— The problem —
Every line that contains the word "index" should be copied.

— Stored data —

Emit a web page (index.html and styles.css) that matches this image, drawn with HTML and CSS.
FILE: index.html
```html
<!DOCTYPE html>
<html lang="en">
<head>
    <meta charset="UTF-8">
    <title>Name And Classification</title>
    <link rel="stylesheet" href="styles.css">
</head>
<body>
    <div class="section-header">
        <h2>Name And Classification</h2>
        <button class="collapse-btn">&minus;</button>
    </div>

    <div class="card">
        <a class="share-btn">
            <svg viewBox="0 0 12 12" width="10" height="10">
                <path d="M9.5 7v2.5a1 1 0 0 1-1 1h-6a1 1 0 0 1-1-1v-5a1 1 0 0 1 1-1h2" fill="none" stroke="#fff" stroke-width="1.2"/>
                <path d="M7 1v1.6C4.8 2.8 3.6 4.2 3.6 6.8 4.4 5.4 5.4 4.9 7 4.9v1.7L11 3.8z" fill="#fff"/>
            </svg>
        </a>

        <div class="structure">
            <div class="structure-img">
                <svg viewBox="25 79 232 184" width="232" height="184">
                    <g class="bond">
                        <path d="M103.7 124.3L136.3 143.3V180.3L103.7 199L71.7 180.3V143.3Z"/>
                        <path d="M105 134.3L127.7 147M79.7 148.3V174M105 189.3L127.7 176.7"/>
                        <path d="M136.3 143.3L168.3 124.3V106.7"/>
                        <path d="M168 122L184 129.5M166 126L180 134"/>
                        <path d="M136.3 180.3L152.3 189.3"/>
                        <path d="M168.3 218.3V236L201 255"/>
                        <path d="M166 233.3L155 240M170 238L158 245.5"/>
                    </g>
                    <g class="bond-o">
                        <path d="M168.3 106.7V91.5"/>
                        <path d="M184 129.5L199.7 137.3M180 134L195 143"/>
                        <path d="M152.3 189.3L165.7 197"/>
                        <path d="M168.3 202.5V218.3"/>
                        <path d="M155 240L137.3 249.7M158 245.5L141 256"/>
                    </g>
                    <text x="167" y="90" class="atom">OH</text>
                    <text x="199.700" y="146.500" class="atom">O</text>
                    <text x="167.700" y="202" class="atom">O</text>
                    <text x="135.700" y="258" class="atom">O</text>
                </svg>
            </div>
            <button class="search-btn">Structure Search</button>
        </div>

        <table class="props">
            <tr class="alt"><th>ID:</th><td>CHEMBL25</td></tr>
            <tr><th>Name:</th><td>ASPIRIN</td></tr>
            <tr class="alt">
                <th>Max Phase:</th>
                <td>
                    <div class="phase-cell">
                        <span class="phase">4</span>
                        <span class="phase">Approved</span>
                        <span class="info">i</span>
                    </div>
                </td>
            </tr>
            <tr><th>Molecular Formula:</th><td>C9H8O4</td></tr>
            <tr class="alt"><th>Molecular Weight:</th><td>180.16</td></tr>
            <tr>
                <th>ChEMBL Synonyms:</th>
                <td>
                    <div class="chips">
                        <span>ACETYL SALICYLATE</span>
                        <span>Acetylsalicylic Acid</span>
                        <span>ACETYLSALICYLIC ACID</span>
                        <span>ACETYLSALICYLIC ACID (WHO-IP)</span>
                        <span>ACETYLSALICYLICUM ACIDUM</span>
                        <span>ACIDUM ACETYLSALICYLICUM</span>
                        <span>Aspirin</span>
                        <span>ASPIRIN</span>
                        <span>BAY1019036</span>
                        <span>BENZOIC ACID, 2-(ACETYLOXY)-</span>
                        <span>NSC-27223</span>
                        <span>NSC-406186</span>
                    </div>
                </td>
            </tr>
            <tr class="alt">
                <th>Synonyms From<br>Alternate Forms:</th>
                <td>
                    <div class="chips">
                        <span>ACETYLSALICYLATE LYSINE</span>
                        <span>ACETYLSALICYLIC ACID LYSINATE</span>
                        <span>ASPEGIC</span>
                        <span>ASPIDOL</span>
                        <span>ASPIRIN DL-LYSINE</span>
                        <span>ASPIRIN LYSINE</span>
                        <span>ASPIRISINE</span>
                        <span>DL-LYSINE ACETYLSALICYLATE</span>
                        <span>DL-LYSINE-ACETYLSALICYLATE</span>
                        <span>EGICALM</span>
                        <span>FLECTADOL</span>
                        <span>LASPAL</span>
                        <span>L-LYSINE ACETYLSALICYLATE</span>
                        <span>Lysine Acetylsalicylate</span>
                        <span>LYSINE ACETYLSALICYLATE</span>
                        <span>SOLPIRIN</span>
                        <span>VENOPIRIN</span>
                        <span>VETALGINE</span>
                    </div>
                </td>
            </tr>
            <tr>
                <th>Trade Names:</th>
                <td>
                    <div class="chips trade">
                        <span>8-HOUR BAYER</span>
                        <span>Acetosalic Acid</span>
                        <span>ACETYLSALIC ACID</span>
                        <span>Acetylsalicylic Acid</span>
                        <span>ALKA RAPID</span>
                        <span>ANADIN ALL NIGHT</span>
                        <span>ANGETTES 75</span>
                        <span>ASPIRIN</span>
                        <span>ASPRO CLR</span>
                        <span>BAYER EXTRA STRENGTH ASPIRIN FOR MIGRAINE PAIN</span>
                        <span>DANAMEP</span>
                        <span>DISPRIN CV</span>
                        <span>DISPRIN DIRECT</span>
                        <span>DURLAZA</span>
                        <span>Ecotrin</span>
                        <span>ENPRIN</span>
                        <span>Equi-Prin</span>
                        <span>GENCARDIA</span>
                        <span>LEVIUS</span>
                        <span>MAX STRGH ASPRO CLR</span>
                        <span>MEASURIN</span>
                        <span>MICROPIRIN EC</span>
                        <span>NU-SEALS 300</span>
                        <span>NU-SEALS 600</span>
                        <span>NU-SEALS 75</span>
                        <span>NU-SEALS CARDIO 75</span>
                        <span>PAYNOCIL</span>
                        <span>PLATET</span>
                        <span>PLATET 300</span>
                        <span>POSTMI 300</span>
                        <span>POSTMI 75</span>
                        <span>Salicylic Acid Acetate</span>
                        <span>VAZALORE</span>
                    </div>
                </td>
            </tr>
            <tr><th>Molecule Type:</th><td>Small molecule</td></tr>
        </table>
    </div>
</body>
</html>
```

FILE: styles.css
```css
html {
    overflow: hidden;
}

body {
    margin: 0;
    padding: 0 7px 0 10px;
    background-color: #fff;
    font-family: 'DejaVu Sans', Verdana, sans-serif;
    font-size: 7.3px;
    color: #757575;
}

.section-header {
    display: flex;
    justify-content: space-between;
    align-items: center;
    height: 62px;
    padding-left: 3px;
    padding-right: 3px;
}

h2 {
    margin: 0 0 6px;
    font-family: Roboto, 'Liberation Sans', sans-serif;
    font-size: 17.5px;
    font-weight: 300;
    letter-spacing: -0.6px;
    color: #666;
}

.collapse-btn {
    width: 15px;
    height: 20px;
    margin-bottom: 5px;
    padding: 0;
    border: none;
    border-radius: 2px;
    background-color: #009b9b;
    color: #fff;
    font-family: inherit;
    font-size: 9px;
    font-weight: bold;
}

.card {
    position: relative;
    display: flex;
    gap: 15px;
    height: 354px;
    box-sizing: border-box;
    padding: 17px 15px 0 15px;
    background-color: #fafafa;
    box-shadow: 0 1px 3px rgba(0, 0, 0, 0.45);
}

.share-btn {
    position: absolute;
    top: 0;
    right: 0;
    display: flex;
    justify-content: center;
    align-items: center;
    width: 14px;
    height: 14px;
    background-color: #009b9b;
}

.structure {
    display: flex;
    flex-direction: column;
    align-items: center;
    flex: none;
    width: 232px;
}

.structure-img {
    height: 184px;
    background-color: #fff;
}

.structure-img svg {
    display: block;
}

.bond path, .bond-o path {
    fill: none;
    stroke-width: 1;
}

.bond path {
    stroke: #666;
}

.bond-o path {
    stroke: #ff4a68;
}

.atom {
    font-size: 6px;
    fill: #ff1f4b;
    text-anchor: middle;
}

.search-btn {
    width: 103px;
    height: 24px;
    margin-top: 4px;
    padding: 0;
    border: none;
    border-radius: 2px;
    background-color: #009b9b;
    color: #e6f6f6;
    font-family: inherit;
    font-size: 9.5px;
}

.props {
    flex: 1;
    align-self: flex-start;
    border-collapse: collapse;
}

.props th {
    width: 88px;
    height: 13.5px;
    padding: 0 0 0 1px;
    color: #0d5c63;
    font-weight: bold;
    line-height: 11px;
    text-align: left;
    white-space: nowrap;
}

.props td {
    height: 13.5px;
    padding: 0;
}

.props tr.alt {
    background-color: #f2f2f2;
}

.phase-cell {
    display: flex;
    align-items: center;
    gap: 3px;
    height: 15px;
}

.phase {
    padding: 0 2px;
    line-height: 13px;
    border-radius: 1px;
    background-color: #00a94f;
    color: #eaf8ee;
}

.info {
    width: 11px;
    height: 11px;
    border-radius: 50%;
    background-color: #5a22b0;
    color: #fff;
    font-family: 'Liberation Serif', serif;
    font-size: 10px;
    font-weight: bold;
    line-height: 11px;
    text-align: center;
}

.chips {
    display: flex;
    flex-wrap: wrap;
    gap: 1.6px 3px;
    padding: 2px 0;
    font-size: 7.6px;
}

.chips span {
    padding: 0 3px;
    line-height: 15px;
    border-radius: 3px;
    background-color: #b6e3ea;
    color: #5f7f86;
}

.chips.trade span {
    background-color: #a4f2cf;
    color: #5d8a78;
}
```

— Completed task —
Emit a web page (index.html and styles.css) that matches this image, drawn with HTML and CSS.
FILE: index.html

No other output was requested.